HPE Aruba President, Keerti Melkote, presented and shared with the audience that it had won the Wi-Fi project to the nearby Chase Center, where the NBA's Warriors play and that it should operating soon. Additionally, Melkote emphasized that Aruba had recently begun shipping its price-competitive Instant ON product and the take-up has been strong. Cisco SVP Engineering, Anand Oswal, primarily discussed Cisco's Open Roaming initiative that focuses on seamless and secure public Wi-Fi onboarding. It was interesting that Cisco did not focus its comments on Wi-Fi 6. Morgan Kurk, CTO Commscope and acting President of Ruckus Networks spoke about the benefits of Wi-Fi 6 to venues, primary and secondary educational institutions, including AR & VR, 1:1 and online assessment use cases. Derek Peterson, CTO Boingo, a Wi-Fi/cellular venue services provider shared that it is now serving 1B consumers per year.

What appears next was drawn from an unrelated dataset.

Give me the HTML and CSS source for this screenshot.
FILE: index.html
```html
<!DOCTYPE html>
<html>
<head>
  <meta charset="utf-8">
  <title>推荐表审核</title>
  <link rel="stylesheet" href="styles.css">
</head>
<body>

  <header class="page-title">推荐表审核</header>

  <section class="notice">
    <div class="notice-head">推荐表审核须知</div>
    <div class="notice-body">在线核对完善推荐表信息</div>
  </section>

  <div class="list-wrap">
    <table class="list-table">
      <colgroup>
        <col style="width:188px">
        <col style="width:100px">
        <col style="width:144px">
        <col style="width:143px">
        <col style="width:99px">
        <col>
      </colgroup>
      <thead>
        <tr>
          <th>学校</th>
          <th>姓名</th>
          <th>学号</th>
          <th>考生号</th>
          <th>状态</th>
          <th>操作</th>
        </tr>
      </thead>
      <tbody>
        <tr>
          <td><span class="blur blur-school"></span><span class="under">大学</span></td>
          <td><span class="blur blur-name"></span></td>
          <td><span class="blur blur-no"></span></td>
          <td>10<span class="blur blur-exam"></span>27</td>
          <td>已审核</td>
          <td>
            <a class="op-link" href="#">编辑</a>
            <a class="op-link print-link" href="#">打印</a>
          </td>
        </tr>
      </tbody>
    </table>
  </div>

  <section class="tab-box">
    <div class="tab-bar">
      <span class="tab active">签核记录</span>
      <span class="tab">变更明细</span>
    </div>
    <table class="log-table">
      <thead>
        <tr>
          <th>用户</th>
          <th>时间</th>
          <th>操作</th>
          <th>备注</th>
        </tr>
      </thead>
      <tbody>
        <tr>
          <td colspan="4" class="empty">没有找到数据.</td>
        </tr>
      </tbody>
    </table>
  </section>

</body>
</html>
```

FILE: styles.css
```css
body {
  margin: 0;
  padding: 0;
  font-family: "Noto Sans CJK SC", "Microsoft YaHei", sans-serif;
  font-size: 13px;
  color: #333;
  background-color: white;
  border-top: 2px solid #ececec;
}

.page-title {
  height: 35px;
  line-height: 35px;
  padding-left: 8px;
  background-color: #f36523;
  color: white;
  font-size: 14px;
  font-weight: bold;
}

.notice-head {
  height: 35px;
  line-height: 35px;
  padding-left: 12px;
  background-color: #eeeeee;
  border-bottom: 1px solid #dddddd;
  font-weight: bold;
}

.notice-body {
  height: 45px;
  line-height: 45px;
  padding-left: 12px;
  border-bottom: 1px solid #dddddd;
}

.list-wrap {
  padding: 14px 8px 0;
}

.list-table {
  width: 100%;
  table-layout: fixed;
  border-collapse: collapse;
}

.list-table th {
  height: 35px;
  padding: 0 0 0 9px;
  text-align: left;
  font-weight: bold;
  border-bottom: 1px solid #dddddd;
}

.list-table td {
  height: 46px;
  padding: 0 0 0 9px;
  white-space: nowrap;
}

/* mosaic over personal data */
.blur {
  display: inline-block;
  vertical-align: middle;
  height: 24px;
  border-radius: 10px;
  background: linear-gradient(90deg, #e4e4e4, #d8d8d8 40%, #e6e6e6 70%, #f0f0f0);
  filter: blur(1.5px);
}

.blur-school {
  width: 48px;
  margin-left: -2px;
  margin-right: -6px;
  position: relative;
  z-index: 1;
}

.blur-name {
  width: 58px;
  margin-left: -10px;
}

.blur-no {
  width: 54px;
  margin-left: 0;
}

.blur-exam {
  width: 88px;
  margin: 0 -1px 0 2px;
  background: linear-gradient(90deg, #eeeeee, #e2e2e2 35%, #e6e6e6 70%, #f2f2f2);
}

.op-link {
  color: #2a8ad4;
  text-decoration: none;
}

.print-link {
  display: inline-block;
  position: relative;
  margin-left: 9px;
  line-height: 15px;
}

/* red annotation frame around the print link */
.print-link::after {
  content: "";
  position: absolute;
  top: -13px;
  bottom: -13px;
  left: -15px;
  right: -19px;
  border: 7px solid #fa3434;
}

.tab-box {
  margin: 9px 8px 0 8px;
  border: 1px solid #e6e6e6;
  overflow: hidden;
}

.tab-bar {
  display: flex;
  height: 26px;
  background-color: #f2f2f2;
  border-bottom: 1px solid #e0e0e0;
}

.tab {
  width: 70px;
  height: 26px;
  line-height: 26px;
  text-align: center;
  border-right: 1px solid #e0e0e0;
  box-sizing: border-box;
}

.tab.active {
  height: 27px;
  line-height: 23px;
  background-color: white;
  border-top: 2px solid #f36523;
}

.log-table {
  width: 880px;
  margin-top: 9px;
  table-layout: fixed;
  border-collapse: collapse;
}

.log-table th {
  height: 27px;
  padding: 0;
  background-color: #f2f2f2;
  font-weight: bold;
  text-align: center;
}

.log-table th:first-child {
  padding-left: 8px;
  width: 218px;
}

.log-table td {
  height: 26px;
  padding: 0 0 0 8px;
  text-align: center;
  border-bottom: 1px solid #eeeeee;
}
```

Its goal is to get 100 MHz to each user, and that it will reach this goal by using all available spectrum, licensed and unlicensed. Peterson also shared its observations of the benefits from using Wi-Fi 6 at its trial that began in April of 2019 at the John Wayne Airport in Irvine, CA. Morgan Teachworth, Head of Hardware Platforms of Cisco Meraki, shared observations of several events it has been involved with, including the US Open Pebble Beach 2019 event, where, to its surprise, upload traffic exceeded downlink traffic. David Henry, SVP Connected Home Products from Netgear, hinted that it plans to introduce its Wi-Fi 6 mesh product, saying wait for details next week. We also learned that Netgear would leverage the highest end Qualcomm Network Pro chips intended for enterprise-class devices.

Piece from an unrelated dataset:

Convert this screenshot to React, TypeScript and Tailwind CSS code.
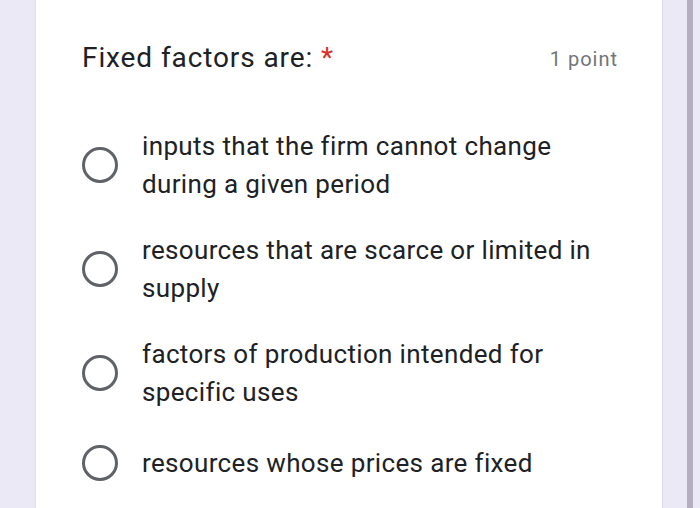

VK Jones, VP of Technology, Qualcomm Atheros, spoke about future products and standards work. He said by 2020, we should expect 6 GHz, and, by 2022, 802.11ax Release 2 features including scheduling and spatial re-use to improve old device capabilities. 6 GHz requires a third-party service provider to coordinate what frequencies each access point uses.

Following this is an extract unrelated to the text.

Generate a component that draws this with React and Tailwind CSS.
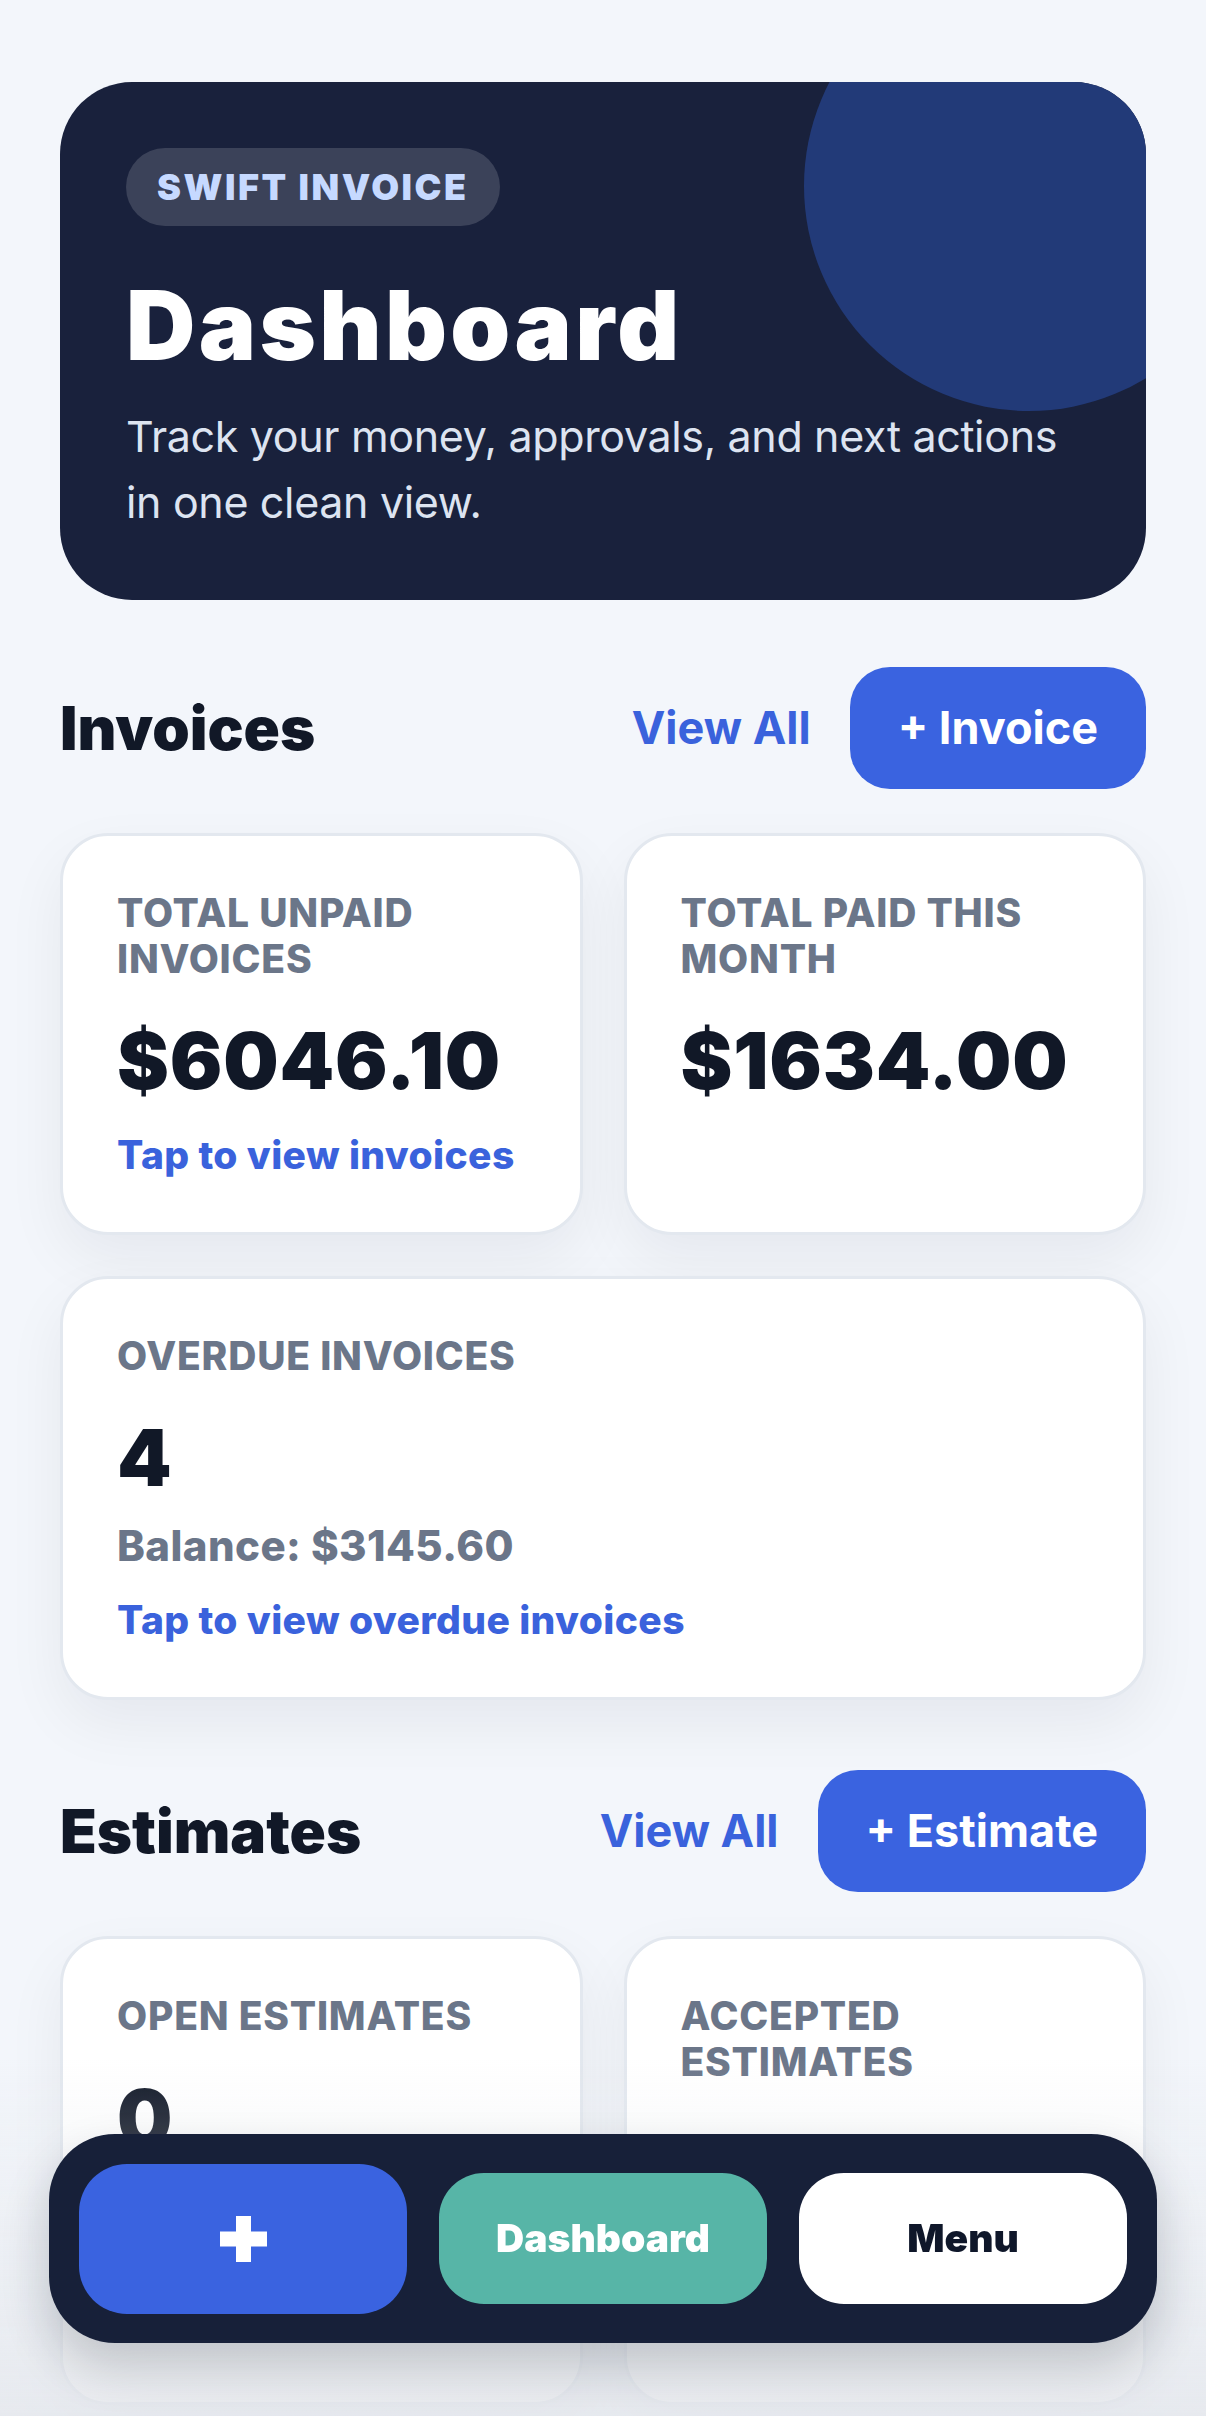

On August 8, 2019, publicly-traded Cambium announced that it had completed the acquisition of the Xirrus products and cloud services from privately-held Riverbed Technology, Inc. Xirrus has been a vendor in the Enterprise WLAN market for a while now and has been associated with its high-performance enterprise-class WLAN products as well as its cloud-managed services. In our research, we find Xirrus has done well in the large venues, the education, government, and retail markets.
We interviewed the team at Cambium today and learned that the company is committed to using channels as a distribution strategy for the combined portfolio. Additionally, the team told us it will be supporting both Cambium WLAN customers as well as Xirrus customers, and that, over time, the products and services will be converged. We think it makes sense to rationalize the products, which will allow future customers to take advantage of developments made at each of the organizations. The team explained that Cambium will be focusing primarily on medium and small-sized customers and that it will not be pursuing large enterprises associated with the Fortune 1000, instance.
The timing of Cambium’s acquisition makes sense on several counts. First, it just completed its Initial Public Offering and is more well-capitalized than when it was a privately-held company. Second, during its IPO, Cambium identified that it expects its exposure to the enterprise market is key to its growth, so getting more exposure here will increase it further. Third, several other companies have acquired enterprise WLAN vendors, and Cambium is part of this greater trend. For instance, Arista Networks completed its acquisition of Mojo Networks in late 2018 and Juniper Networks closed its acquisition of Mist Systems at the end of 1Q19.
Extreme Networks announced plans to acquire Aerohive, which has most of its revenues in Enterprise WLAN. The deal was a surprise, as evidenced by the 40% price premium paid on on HIVE. After this deal closes, Extreme's WLAN business will be the combination of three WLAN businesses - the traditional WLAN business from Enterasys (Ottawa based team), the Motorola Wireless WLAN business (acquired by Zebra, then sold to Extreme) and Aerohive. Each of these three businesses had strengths, for instance, the Ottawa team had designed a product line that had high performance in crowded venues - Extreme has enjoyed a long relationship with the NFV; the Motorola team had designed systems that were effective in retail and logistics (as a consequence of Motorola's ownership of Symbol Tech, a bar code scanner company); and Aerohive, which was as of 1Q19 the #2 revenue player in cloud-managed WLAN services and with a strong presence in the US K-12 vertical. While there is certainly some risk that Extreme does not integrate the Aerohive business effectively, there are some interesting aspects to this deal.
#1: Aerohive's cloud-managed WLAN services is a significant player in the market. We expect many small and medium businesses will adopt cloud-managed WLAN, and Extreme had a less mature offering here. We see this as the primary benefit of the Aerohive acquisition.
#2: Aerohive's vertical market exposure in US K-12 (education) market and the managed care part of the health care industry are a nice addition to Extreme. These markets are additive.
#3: Aerohive had a SD-WAN product that while not a big revenue generator will be important for Extreme in selling to small and medium sized businesses. We expect the SMEs and branch offices will be upgrading using a SD-Branch approach, where upgrades to WLAN, switching and SD-WAN will be done at once. Extreme had a hole here and Aerohive fills it.
#4: Aerohive had a new product, A3, which we categorized as Enhanced Network Access Control. The front end of this product is very modern. Extreme also had its own NAC product. Our hunch is the company will merge the two, taking the best of both. We see larger enterprises as demanding this type of support. HPE Aruba sells its Clearpass product in a wireless+wired+ENAC bundle to larger sized business, just as Cisco sells its ISE and wireless+wired bundle.
#5: Aerohive has 802.11ax products. We expect that increasingly, as customers adopt 802.11ax, with its expected throughput under high loads exceeding 1 Gb/sec, this will drive an upgrade cycle to switches with MultiGigabit support. Extreme cited "cross selling" in its announcement of this deal, and we agree that customers in the 802.11ax world will be increasingly buying new switches when they adopt new wireless.
This deal was a surprise because Extreme already has WLAN in its portfolio, but if Extreme executes on this business transaction effectively, it can solidify its position in the mid-market by offering cloud services and SD-WAN (through a SD-Branch bundle) and potentially move both up market (with ENAC) and if it choses, downmarket by maintaining a business practice that Aerohive rolled out well over a year ago that can be described as a "freemium" model for its cloud-managed WLAN services.